Even in the massive rallies that make Trump so proud, Clinton’s team senses weakness. Sure, the events make for good TV. But his supporters rush through lines without the campaign making any sort of a personal connection, such as asking them to volunteer. At Clinton events, her campaign sells bumper stickers to build a massive list of supporters they can hit up later to make calls and knock on doors. The sidewalks outside of Trump events are packed with independent vendors looking to sell those wares and make a buck for themselves.
The former Secretary of State has been challenged by Trump’s off-the-cuff approach. Still stung by her 2008 primary defeat, she aims to leave little to chance, adopting a risk-averse strategy toward strangers and the press. Early on there were no mass rallies, just scripted conversations with handpicked supporters. Over three months this spring, she spoke for a total of just 45 minutes with traveling reporters—roughly the length of Trump’s press conference in North Dakota.
With her large campaign apparatus comes the burdens of managing it. Turf wars and differences of opinion abound, particularly on the question of how to take on Trump. Aides struggled with whether to try to define Trump as a conservative ideologue, a bully or a fraud. The presence of so many seasoned advisers limits mistakes, but some worry it has turned the campaign into a lumbering bureaucracy. “It’s like the post office,” said one top Obama veteran. It’s a headache for the aides who joined the campaign hoping it would be more like The West Wing than Veep.
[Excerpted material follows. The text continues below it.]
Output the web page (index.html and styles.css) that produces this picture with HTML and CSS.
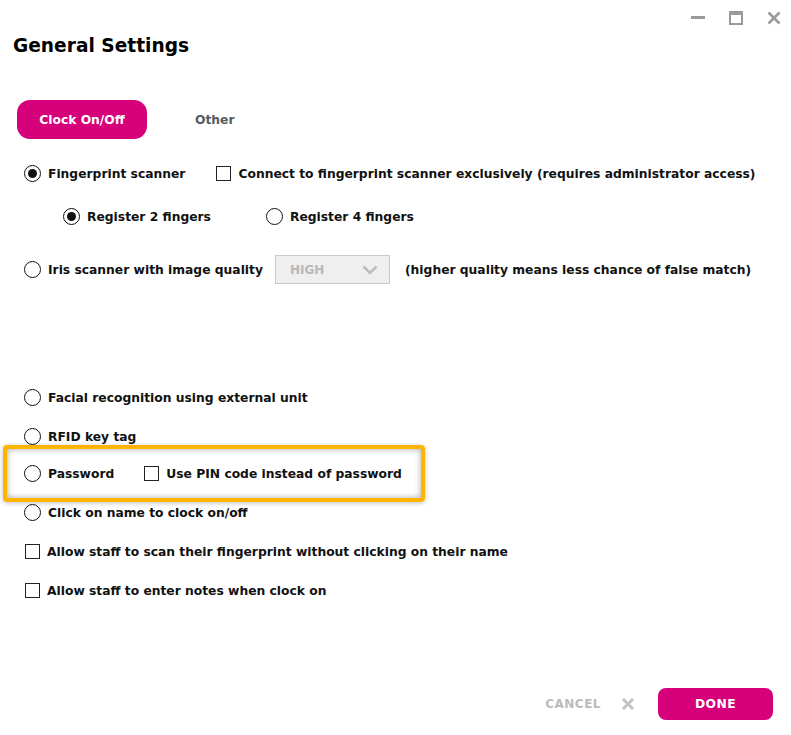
FILE: index.html
```html
<!DOCTYPE html>
<html lang="en">
<head>
  <meta charset="UTF-8">
  <title>General Settings</title>
  <link rel="stylesheet" href="styles.css">
</head>
<body>

<div class="dialog">
  <div class="header">
    <h1 class="title">General Settings</h1>
    <div class="win-controls">
      <span class="win-btn"><svg width="14" height="14" viewBox="0 0 14 14"><rect x="0" y="5" width="14" height="3" fill="#9a9a9a"/></svg></span>
      <span class="win-btn"><svg width="14" height="14" viewBox="0 0 14 14"><rect x="1" y="1" width="12" height="12" fill="none" stroke="#9a9a9a" stroke-width="2"/><rect x="1" y="1" width="12" height="3" fill="#9a9a9a"/></svg></span>
      <span class="win-btn"><svg width="14" height="14" viewBox="0 0 14 14"><path d="M1.5 1.5 L12.5 12.5 M12.5 1.5 L1.5 12.5" stroke="#9a9a9a" stroke-width="2.6"/></svg></span>
    </div>
  </div>

  <div class="tabs">
    <button class="tab active">Clock On/Off</button>
    <button class="tab">Other</button>
  </div>

  <div class="options">
    <div class="row row-first">
      <label class="opt"><span class="radio checked"></span>Fingerprint scanner</label>
      <label class="opt opt-gap"><span class="check"></span>Connect to fingerprint scanner exclusively (requires administrator access)</label>
    </div>

    <div class="row row-sub">
      <label class="opt"><span class="radio checked"></span>Register 2 fingers</label>
      <label class="opt opt-sub-gap"><span class="radio"></span>Register 4 fingers</label>
    </div>

    <div class="row row-iris">
      <label class="opt"><span class="radio"></span>Iris scanner with image quality</label>
      <div class="select">
        <span>HIGH</span>
        <svg width="16" height="10" viewBox="0 0 16 10"><path d="M1.5 1.5 L8 8 L14.5 1.5" fill="none" stroke="#bdbdbd" stroke-width="2.6"/></svg>
      </div>
      <span class="note">(higher quality means less chance of false match)</span>
    </div>

    <div class="row row-facial">
      <label class="opt"><span class="radio"></span>Facial recognition using external unit</label>
    </div>

    <div class="row">
      <label class="opt"><span class="radio"></span>RFID key tag</label>
    </div>

    <div class="highlight">
      <div class="row">
        <label class="opt"><span class="radio"></span>Password</label>
        <label class="opt opt-pin"><span class="check"></span>Use PIN code instead of password</label>
      </div>
    </div>

    <div class="row">
      <label class="opt"><span class="radio"></span>Click on name to clock on/off</label>
    </div>

    <div class="row">
      <label class="opt"><span class="check"></span>Allow staff to scan their fingerprint without clicking on their name</label>
    </div>

    <div class="row">
      <label class="opt"><span class="check"></span>Allow staff to enter notes when clock on</label>
    </div>
  </div>

  <div class="footer">
    <button class="cancel">CANCEL</button>
    <svg class="cancel-x" width="14" height="14" viewBox="0 0 14 14"><path d="M2 2 L12 12 M12 2 L2 12" stroke="#c4c4c4" stroke-width="3"/></svg>
    <button class="done">DONE</button>
  </div>
</div>

</body>
</html>
```

FILE: styles.css
```css
* {
  box-sizing: border-box;
}

body {
  margin: 0;
  background: #ffffff;
  font-family: "DejaVu Sans", Arial, sans-serif;
  color: #111111;
}

.dialog {
  width: 791px;
  height: 735px;
  display: flex;
  flex-direction: column;
  padding: 0 18px 0 13px;
}

.header {
  display: flex;
  justify-content: space-between;
  align-items: flex-start;
  height: 100px;
  margin-right: -8px;
}

.title {
  margin: 34px 0 0;
  font-size: 18.6px;
  font-weight: bold;
  color: #000000;
  line-height: 24px;
}

.win-controls {
  display: flex;
  gap: 24px;
  padding-top: 11px;
}

.win-btn {
  display: block;
  width: 14px;
  height: 14px;
}

.win-btn svg {
  display: block;
}

.tabs {
  display: flex;
  align-items: center;
  gap: 18px;
  padding-left: 4px;
}

.tab {
  font-family: inherit;
  font-size: 12.3px;
  font-weight: bold;
  border: none;
  background: none;
  color: #555a60;
  height: 39px;
  padding: 0 30px;
  border-radius: 13px;
  cursor: pointer;
}

.tab.active {
  background: #d5007a;
  color: #ffffff;
  padding: 0 20px;
  width: 130px;
}

.options {
  padding-left: 11px;
  font-size: 12.3px;
  font-weight: bold;
}

.row {
  display: flex;
  align-items: center;
  height: 39px;
}

.row-first {
  margin-top: 15px;
}

.row-sub {
  margin-top: 4px;
  padding-left: 39px;
}

.row-iris {
  margin-top: 14px;
}

.row-facial {
  margin-top: 89px;
}

.opt {
  display: flex;
  align-items: center;
  gap: 7px;
  white-space: nowrap;
}

.opt-gap {
  margin-left: 30px;
}

.opt-sub-gap {
  margin-left: 55px;
}

.opt-pin {
  margin-left: 29px;
}

.radio {
  width: 17px;
  height: 17px;
  border: 1.6px solid #111111;
  border-radius: 50%;
  display: flex;
  align-items: center;
  justify-content: center;
  flex-shrink: 0;
}

.radio.checked::after {
  content: "";
  width: 9px;
  height: 9px;
  border-radius: 50%;
  background: #111111;
}

.check {
  width: 15px;
  height: 15px;
  margin-left: 1px;
  border: 1.6px solid #222222;
  flex-shrink: 0;
}

.select {
  margin-left: 12px;
  width: 115px;
  height: 29px;
  border: 1px solid #c9c9c9;
  background: #efefef;
  display: flex;
  align-items: center;
  justify-content: space-between;
  padding: 0 11px 0 14px;
  color: #b8b8b8;
  font-size: 12px;
}

.select svg {
  display: block;
}

.note {
  margin-left: 15px;
  white-space: nowrap;
}

.highlight {
  width: 422px;
  margin: -11px 0 -9px -21px;
  padding: 5px 17px 5px 17px;
  border: 4px solid #ffb500;
  border-radius: 4px;
  box-shadow: inset 0 0 6px rgba(0, 0, 0, 0.35), 0 1px 5px rgba(0, 0, 0, 0.25);
}

.footer {
  margin-top: auto;
  margin-bottom: 15px;
  display: flex;
  align-items: center;
  justify-content: flex-end;
}

.cancel {
  font-family: inherit;
  font-size: 12px;
  font-weight: bold;
  color: #bbbbbb;
  background: none;
  border: none;
  padding: 0;
  letter-spacing: 0.5px;
}

.cancel-x {
  margin-left: 20px;
}

.done {
  margin-left: 23px;
  width: 115px;
  height: 32px;
  border: none;
  border-radius: 8px;
  background: #d5007a;
  color: #ffffff;
  font-family: inherit;
  font-size: 12.3px;
  font-weight: bold;
  letter-spacing: 0.4px;
}
```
The contrast in style and strategy will soon appear across swing states. Clinton’s biggest super PAC supporter, Priorities USA, has already reserved more than $135 million in ads, including almost $100 million on television. The group is already on the air in seven battlegrounds—Colorado, Florida, Iowa, Nevada, New Hampshire, Ohio and Virginia—and will stay there through November, all while pumping tens of millions of additional dollars into digital advertising on Facebook, Google search, Snapchat, Pandora and more. “We’re going to be everywhere,” says Guy Cecil, the group’s chief strategist. “It’s really important that we are not just relying on traditional broadcast television, which reaches fewer and fewer people each election cycle.”
Political strategists say it is unlikely that Trump will escape this onslaught unharmed, even if he continues to grab far more press attention than Clinton. “It’s not clear that free media is a substitute,” says Lynn Vavreck, a political scientist at UCLA. “The effects of ads are very small, but they will add up.” In other words, all exposure is not equally as valuable.
That’s why a network of pro-Trump groups is now taking root. At least 15 super PACs have been established to support Trump, according to a list compiled by the Center for Responsive Politics. Separate groups have hung their shingles promising to shore up Trump’s standing with everyone from women to the Amish. Some have raised little or no money, but a handful could spend at least the seven figures to bolster a billionaire. “Does he have to spend $1 billion to match Hillary’s $1 billion? No,” says Doug Watts, a former Ben Carson aide who now serves as executive director of the Committee for American Sovereignty, a pro-Trump super PAC that plans to raise $20 million by the convention and $100 million by November. But he can’t completely surrender the airwaves either.
It’s an old saw in politics that the race for the White House offers a glimpse of how a candidate would govern. And in every modern presidential election, voters have rewarded campaigns that look like Clinton’s: steady and careful, almost a shadow Administration in waiting. The question is whether a fed-up electorate is finally ready to chuck the formula for the experiment Trump promises.
Democrats are convinced that the magic will fade as the stakes become clearer. “So much of what gets him coverage is his rhetoric,” said Jon Summers, a Democratic strategist who was a top adviser to Senate Democratic Leader Harry Reid. “That gets people talking about him. I think that’s going to wear on people. We’ve got five months, and that’s such a long time in politics.” Yet after months of proving critics wrong, it would be foolish to dismiss him. “In New Hampshire I spent a million dollars. Bush spent $5 million,” Trump explains. “I was first in a landslide and he was seventh.”
For all of Trump’s efforts to break the mold, there is evidence the race may become a conventional slog. Despite the Republican’s boasts of redrawing the map—flipping manufacturing states in Midwest and the blue bastions of the Northeast—the election is still likely to come down to the same handful of battlegrounds. Partisanship still reigns: there is little evidence that Democrats are ditching Clinton, nor are large numbers of Republicans abandoning Trump, even as he breaks with GOP orthodoxy on policy. Once again, the election may come down to demographics, motivation and the battle to persuade a tiny fraction of swing voters in a small number of states. And in with a more diverse electorate than ever before, many of those fundamentals favor Clinton.
In the meantime, Clinton is adjusting to Trump’s unconventional style. In a San Diego park on June 2, she took the stage in front of 19 American flags for an address billed as a major foreign policy speech. Instead it was more like a roast. “He says he doesn’t have to listen to our generals or our admirals, our ambassadors and other high officials, because he has – quote – ‘a very good brain,’” Clinton deadpanned.
The biting wit was carefully crafted. Dozens of staff members and outside advisors drafted the message over a matter of weeks. Focus groups in swing states such as Ohio suggested that Trump’s own words were often the most damaging to him. So her speechwriters incorporated the wisdom. Instead of calling him unqualified, she cited his views. The effort was a success: the research paper documenting everything Clinton claimed in the speech turned into one of the most shared items on social media the campaign has produced.
It was a window into how Clinton is learning to cope with Trump’s impulsive candidacy. Just weeks after getting wiped off of television by a Trump presser in North Dakota, she dominated cable television that day. Trump may be right that voters are eager to rip up the presidential rulebook. But she’s not going to let Trump easily upstage her with an empty podium again.